Nights 11–20 · The middle stretch
The middle of Ramadan is where the novelty fades and the real month begins. The prompts lean harder here on purpose.
- 11
Night 11 — The tiredness is real now. What is it stripping away, and what is left standing underneath?
- 12
Night 12 — Which prayer this month has felt most alive? Which most mechanical? What is the difference made of?
- 13
Night 13 — Who is fasting near me — family, friend, coworker — carrying something heavy this month? Write a du’a for them, then decide one kindness.
- 14
Night 14 — What has the Quran said to me so far this month? One ayah that stopped me, and why it did.
- 15
Night 15 — Halfway. Reread night one. Am I moving toward that Eid-night self? Course-correct in ink, without self-punishment.
- 16
Night 16 — What am I still performing for people that this month keeps inviting me to do for Allah alone?
- 17
Night 17 — What would my fast look like if my tongue and my scrolling fasted as strictly as my stomach?
- 18
Night 18 — Generosity check: the Prophet ﷺ was most generous in Ramadan. Where has my hand been open this month? Where has it stayed closed?
- 19
Night 19 — What old wound or old grudge has surfaced in the quiet of this month? Write one sentence about what letting it go would cost — and what carrying it costs.
- 20
Night 20 — The last ten nights begin tomorrow. What will I rearrange — sleep, work, screens — to be awake for them, practically speaking?

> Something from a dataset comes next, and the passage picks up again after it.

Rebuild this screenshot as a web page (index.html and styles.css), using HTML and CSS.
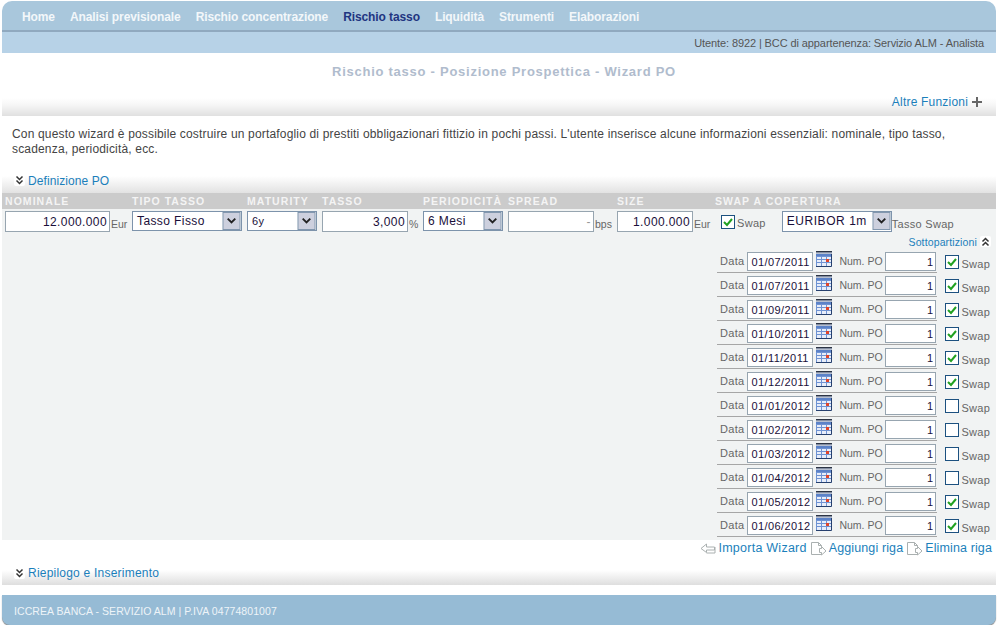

Nights 21–30 · The last ten
The Prophet ﷺ taught for these nights the du’a: "O Allah, You are Pardoning and love pardon, so pardon me" (reported in Jami’ at-Tirmidhi and Ibn Majah). Let it sit at the top of every page now.
- 21
Night 21 — Write your full, unedited list of asks — everything, for yourself, your people, the ummah. The nights ahead deserve a prepared heart.
- 22
Night 22 — Pardon: what do I most need Allah’s ‘afw to cover from this year? Write what you can; He knows the rest.
- 23
Night 23 — Whom do I need to pardon? Write their name and one sentence releasing the debt, even if the feelings lag behind.
- 24
Night 24 — If tonight were Laylat al-Qadr — better than a thousand months — what would I want to have asked? Ask it now, in writing.
- 25
Night 25 — What has this Ramadan quietly repaired in me that I almost missed noticing?
- 26
Night 26 — Write about someone who will spend Eid grieving or alone. Then decide, concretely, whether Eid can include them.
- 27
Night 27 — Tonight, just gratitude: fill the page with alhamdulillah for the month itself, however imperfectly you carried it.
- 28
Night 28 — Which one practice from this month is coming with me into Shawwal? Name it, size it honestly, schedule it.
- 29
Night 29 — The goodbye page: write to Ramadan as to a guest who changed the house. What do you want to say before it leaves?
- 30
Night 30 — Eid stands at the door. Reread night 1 and night 15. Then write the truest sentence you can about what this month did.
After Eid
- 31
The week after: what does my ordinary Tuesday now look like, and which Ramadan thread is still visibly woven in?
- 32
Write a letter to next year’s Ramadan self, sealed until then: what should they know about how this one went?
An invocation
"O you who have believed, fasting has been prescribed upon you as it was prescribed upon those before you, that you may attain taqwa."